Self-Sufficient “Micro-Home” Will Join Milan Design Week

While the modular micro-home is still gaining traction in the commercial market, designer Beatrice Bonzanigo has created an off-the-grid version.

A close look at a digital mock-up of Beatrice Bonzanigo’s micro-home. (Image courtesy of IB Studio.)

A close look at a digital mock-up of Beatrice Bonzanigo’s micro-home. (Image courtesy of IB Studio.)

A culture of financial anxiety and ecological worries birthed the “tiny house” movement. Now, Italian architect Beatrice Bonzanigo is taking the miniature house off the grid as she prepares to showcase her Casa Ojalá at Milan Design Week in April.

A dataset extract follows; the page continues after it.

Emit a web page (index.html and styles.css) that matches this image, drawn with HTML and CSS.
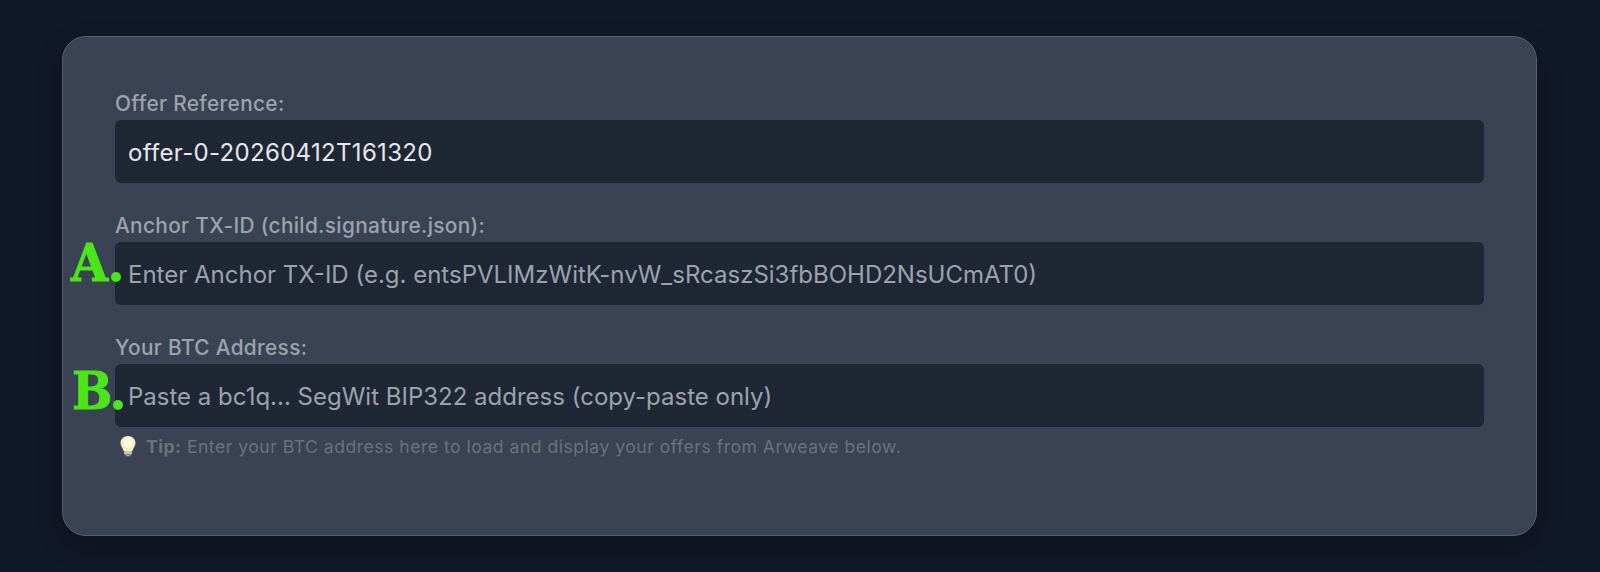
FILE: index.html
```html
<!DOCTYPE html>
<html lang="en">
<head>
    <meta charset="UTF-8">
    <title>Offer</title>
    <link rel="stylesheet" href="styles.css">
</head>
<body>
<div class="card">
    <div class="field">
        <label class="field-label">Offer Reference:</label>
        <div class="field-input value">offer-0-20260412T161320</div>
    </div>
    <div class="field">
        <label class="field-label">Anchor TX-ID (child.signature.json):</label>
        <div class="field-row">
            <div class="field-input placeholder">Enter Anchor TX-ID (e.g. entsPVLIMzWitK-nvW_sRcaszSi3fbBOHD2NsUCmAT0)</div>
            <span class="marker marker-a">A</span>
            <span class="marker-dot dot-a"></span>
        </div>
    </div>
    <div class="field">
        <label class="field-label">Your BTC Address:</label>
        <div class="field-row">
            <div class="field-input placeholder">Paste a bc1q... SegWit BIP322 address (copy-paste only)</div>
            <span class="marker marker-b">B</span>
            <span class="marker-dot dot-b"></span>
        </div>
        <div class="tip">
            <svg class="tip-icon" viewBox="0 0 16 21" width="16" height="22">
                <path d="M8 0.5C3.6 0.5 0.5 3.6 0.5 7.4c0 3.4 2.6 5 3 8.1h9c0.4-3.1 3-4.7 3-8.1C15.500 3.6 12.400 0.500 8 0.500z" fill="#f6eeb4"/>
                <path d="M8 1.500C10.500 1.500 13 4 13 7c0 2-1.500 3.500-2.500 5.500H6C5 10.500 3.500 9 3.500 7 3.500 4 5.500 1.500 8 1.500z" fill="#fffbe0"/>
                <rect x="4" y="15.500" width="8" height="3.500" rx="1" fill="#c4c5be"/>
                <rect x="5.500" y="19" width="5" height="1.800" rx="0.900" fill="#9a9da3"/>
            </svg>
            <span><b>Tip:</b> Enter your BTC address here to load and display your offers from Arweave below.</span>
        </div>
    </div>
</div>
</body>
</html>
```

FILE: styles.css
```css
* {
    box-sizing: border-box;
}
body {
    margin: 0;
    height: 572px;
    overflow: hidden;
    background-color: #111827;
    font-family: Inter, "Noto Sans", sans-serif;
    padding: 36px 63px 0 62px;
}
.card {
    height: 500px;
    background-color: #3a4353;
    border: 1px solid #566072;
    border-radius: 24px;
    box-shadow: 0 10px 25px rgba(0, 0, 0, 0.25);
    padding: 52px;
    display: flex;
    flex-direction: column;
    gap: 28px;
}
.field {
    display: flex;
    flex-direction: column;
}
.field-label {
    font-size: 20.800px;
    font-weight: 450;
    letter-spacing: 0.350px;
    line-height: 30px;
    height: 31px;
    color: #9ca3af;
}
.field-row {
    position: relative;
}
.field-input {
    height: 63px;
    padding: 1px 13px 0;
    display: flex;
    align-items: center;
    background-color: #1f2735;
    border-radius: 6px;
    color: #e5e7eb;
    font-size: 24px;
}
.value {
    letter-spacing: 0.320px;
}
.placeholder {
    color: #9ca3af;
}
.marker {
    position: absolute;
    left: -44px;
    top: -14px;
    font-family: "DejaVu Serif", serif;
    font-weight: bold;
    font-size: 52px;
    line-height: 70px;
    color: #4ae61a;
    -webkit-text-stroke: 1px #4ae61a;
    transform: scaleX(0.920);
    transform-origin: left center;
}
.marker-b {
    left: -43px;
    top: -8px;
}
.marker-dot {
    position: absolute;
    width: 10px;
    height: 10px;
    border-radius: 50%;
    background-color: #4ae61a;
}
.dot-a {
    left: -4px;
    top: 30px;
}
.dot-b {
    left: -2px;
    top: 36px;
}
.tip {
    display: flex;
    align-items: center;
    gap: 10px;
    margin-top: 7px;
    padding-left: 5px;
    font-size: 17.600px;
    letter-spacing: 0.490px;
    line-height: 26px;
    color: #6b7280;
}
.tip-icon {
    margin-top: -2px;
}
.tip b {
    font-weight: 700;
}
```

Casa Ojalá is a self-contained modular home design, measuring only 27 m2 (290 ft2). The circular home can be “arranged” in 20 different ways by adjusting wooden partitions and fabric “walls” with built-in ropes, pulleys and cranks. Whatever way the owner decides to arrange the structure, it’s set up to include two bedrooms, a bathroom, a terrace, a small kitchen, and a living room.

The house can be set up totally independent from municipal water and electricity, as it includes photovoltaic panels, a rainwater collection system, and a septic tank. According to Bonzanigo, it’s designed to have a minimal impact on the environment around it, and the woods and fabrics used in its manufacture can vary depending on where it is built, for maximum sustainability.

Bonzanigo’s design parallels the tiny house movement: a U.S.-centric architectural movement that found its roots in the 2008 financial crisis. The most common definition for a tiny house is one that is between 100 and 400 ft2, far smaller than America’s typical 2,600ft2 houses. The movement is coming at the same time as modular housing gains more of a foothold in the construction community, driven by lower costs, more predictability, and a shortage of construction workers. Modular micro-home companies like Nomad, Kent Homes and Hummingbird now offer a selection of tiny homes that are easy to assemble.

These bespoke modular mini-homes still tend to be priced toward the pricier end of the housing market, but advocates see them as a gateway to a more frugal and ecofriendly future. When asked about her design, Bonzanigo said, “Ojalá is a word that summarizes the concept of infinite possibilities, hopes related to emptiness and absence, intuition, a key of a door not yet open, a new field of existence, a telescope that brings together and moves horizons, a space of different possibilities and, therefore, a wish that comes true.”